Musically, the track was very much jammed into existence. Max had this winding, dark guitar riff that became the structure for the verses, and then we wanted to write something that sort of propelled out of it. The lyrics came from a longer poem about being hungover and tired of keeping up appearances, and the title just seemed to fit that. I also like flipping the meaning of an existing, grander sentiment into something small and banal. I doubt Bach would be proud.
You’ve always had a flair for lyrics that are bleak, funny, and absurd all at once. What advice would you give for writing lyrics?
To try and write to a subject.
What do you love right now?
Dawn
What do you hate right now?
Dusk
Name an album you’re still listening to from when you were younger and why it’s still important to you?
Primary Colours by The Horrors, because patience is a virtue.
What do you hope listeners take away from your music after hearing it for the first time?
That they want to listen to it again? Surely that’s what everyone wants.
The final track is titled ‘Fugue’ — a word that can mean everything from psychological dislocation to a Baroque composition style. What does it mean in this context, and why end there?
It allows for a moment of reflection. In Bach’s Goldberg Variations, he starts and ends on the same aria, the same piece of music.

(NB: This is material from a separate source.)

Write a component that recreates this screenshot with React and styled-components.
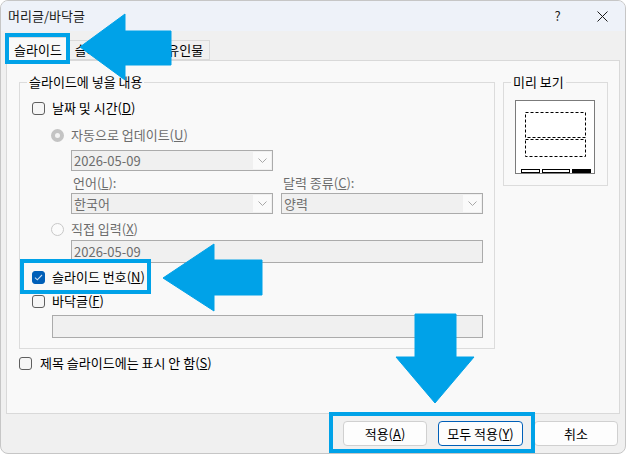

But through the unreal journey the pianist and the listener have been on in the intervening 30 variations on the theme, the same aria played at the end is so utterly changed, it creates a space for familiarity and contemplation. My grandma said that after any meal at the dinner table, my grandad, regardless of if others were still eating, would lean back in his chair and smoke two Players No 6 cigarettes in a row, filling their box kitchen with smoke. Fugue at the end of the album, especially after 909, offers that same feeling of well-fed deliverance.